Just before one o’clock the Chairman signalled to me with some anxiety, and when I went over to him, said in a piercing whisper “Would you run up to Cook’s and get my fish?  They’ll be shut in a minute!”  Which I did.

Only time for half a lunch, and then round to the Co-operative Hall for the workmens’ meeting, to be addressed by the Executive Officer.  I saw all the men and Land Girls come in.  I have not been in the “Co-op Hall” since the old Hamilton Road School Concerts.  One of the Land Girls began playing a piano, and all the rest sang in shrill Cockney voices.  I felt I could not stop here the whole afternoon, as I had so much to do, so I went back to the office to tell the District Officer all was ready in the hall.  As I went upstairs, Poulter came down, and asked me to come below and check the Doctor’s Morants, Newcourt, etc., which he is sending to London with the rest of the books.  I said that before they went they should be checked off the list I had sent to Mrs. Lyon-Campbell, and he answered “But I can’t go up there any more.”  I said “Why not?  Have you quarrelled with the old lady?”  He looked at me rather oddly, and said “Don't you know?  I have to go to the Hospital at 6 o’clock to be operated on for cancer in the throat,” and his face went queerly flushed.   

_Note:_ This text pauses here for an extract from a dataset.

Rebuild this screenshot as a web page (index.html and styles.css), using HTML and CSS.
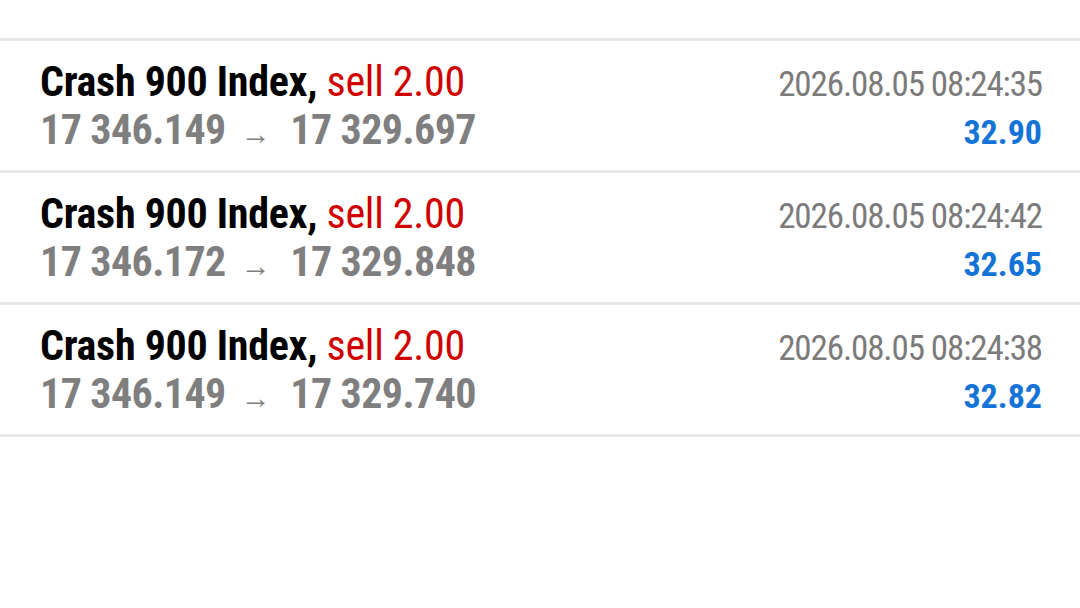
FILE: index.html
```html
<!DOCTYPE html>
<html>
<head>
<meta charset="utf-8">
<title>History</title>
<link rel="stylesheet" href="styles.css">
</head>

<body>

<section class="deals">
  <div class="deal">
    <div class="deal-title">Crash 900 Index, <span class="type-sell">sell 2.00</span></div>
    <div class="deal-time">2026.08.05 08:24:35</div>
    <div class="deal-prices">17 346.149 <span class="arrow">&rarr;</span> 17 329.697</div>
    <div class="deal-profit">32.90</div>
  </div>

  <div class="deal">
    <div class="deal-title">Crash 900 Index, <span class="type-sell">sell 2.00</span></div>
    <div class="deal-time">2026.08.05 08:24:42</div>
    <div class="deal-prices">17 346.172 <span class="arrow">&rarr;</span> 17 329.848</div>
    <div class="deal-profit">32.65</div>
  </div>

  <div class="deal">
    <div class="deal-title">Crash 900 Index, <span class="type-sell">sell 2.00</span></div>
    <div class="deal-time">2026.08.05 08:24:38</div>
    <div class="deal-prices">17 346.149 <span class="arrow">&rarr;</span> 17 329.740</div>
    <div class="deal-profit">32.82</div>
  </div>
</section>

</body>
</html>
```

FILE: styles.css
```css
body {
  background-color: #fff;
  color: #000;
  font-family: Roboto, 'Noto Sans', sans-serif;
  font-stretch: condensed;
  margin: 0;
  overflow: hidden;
  padding: 0;
}

/* List of closed deals */
.deals {
  padding-top: 38px;
}

.deal {
  border-top: 3px solid #e8e8e8;
  box-sizing: border-box;
  display: grid;
  grid-template-columns: 1fr auto;
  grid-template-rows: 48px 48px;
  align-items: baseline;
  height: 132px;
  padding: 17px 38px 0 40px;
}
.deal:last-child {
  border-bottom: 3px solid #e8e8e8;
  height: 135px;
}

.deal-title {
  font-size: 42px;
  font-weight: bold;
  letter-spacing: -0.3px;
  line-height: 48px;
}
.type-sell {
  color: #d00000;
  font-weight: normal;
}

.deal-prices {
  color: #7f7f7f;
  font-size: 42px;
  font-weight: bold;
  letter-spacing: -0.6px;
  line-height: 48px;
}
.arrow {
  font-size: 30px;
  font-weight: normal;
  margin: 0 11px 0 6px;
}

.deal-time {
  color: #7b7b7b;
  font-size: 35px;
  letter-spacing: -1.1px;
  line-height: 48px;
  text-align: right;
}
.deal-profit {
  color: #1473d6;
  font-size: 34px;
  font-weight: bold;
  line-height: 48px;
  text-align: right;
}
```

He told me to come up to the office, and gave me various instructions for Councillor Blomfield.  At last I said “Look here, does Hull know about this?”  He said he had told him on the phone, but Hull had only laughed in an idiotic manner.  He had told Butcher, but had not then told Mrs. Blake.  “I suppose I shall have to” he said.

He said he had just made a new will.  He had previously, as I know, left the Museum £1000, but he has now cancelled this, as he feels, just as the Doctor did, that the place is incapable of benefitting by any gifts, so long as Hull is in charge.  It seems to me an exceptionally grave criticism of the institution that two very sound men should behave like this when believing themselves to be on the brink of death.  Colchester lost the Pollexfen Collection in just the same way, and the town shall certainly have nothing of mine.  [The bulk of Rev. J H Pollexfen's collection of antiquities from Colchester were sold to the British Museum towards the end of the 19th century].
Soon after 4, the Executive Officer, Executive Chairman, our Chairman, and General Barker walked in and took possession of my office.  I was not asked to leave, but there was simply no room to remain, so I left my work and cleared out.  The Executive Officer is very fond of doing this sort of thing, without any notice to District Offices whose premises he intends to use.  It is very bad manners.

About 5, I began to feel thoroughly sick and tired, but determined to go to see the film of “Queen Victoria” to relieve my mind.  It was made up of the two films “Victoria the Great” and “Sixty Glorious Years,” but was not quite so good as either.  Individual scenes were excellent – the arrival at Kensington Palace in the dawn, the House of Commons scene, the old Queen at Balmoral, the Jubilee, especially the return to the Palace, and the last scene, with Lord Salisbury and Edward VII pacing the lawns at Osbourne, waiting for the old Queen to die.  The Queen was well portrayed all through.  The railway scene I thought poor, and it had such possibilities.

Out at 7, and back to the office in glorious moonlight.  Began to feel really bad.  Finished letters, posted them, and set out for Lawford.  When I got there I was so weak I could hardly stand.  Mr. and Mrs. Hooper had come, and supper was just beginning, but could not face it and went to bed.  Joy most kindly brought me a hot water bottle and a cup of tea.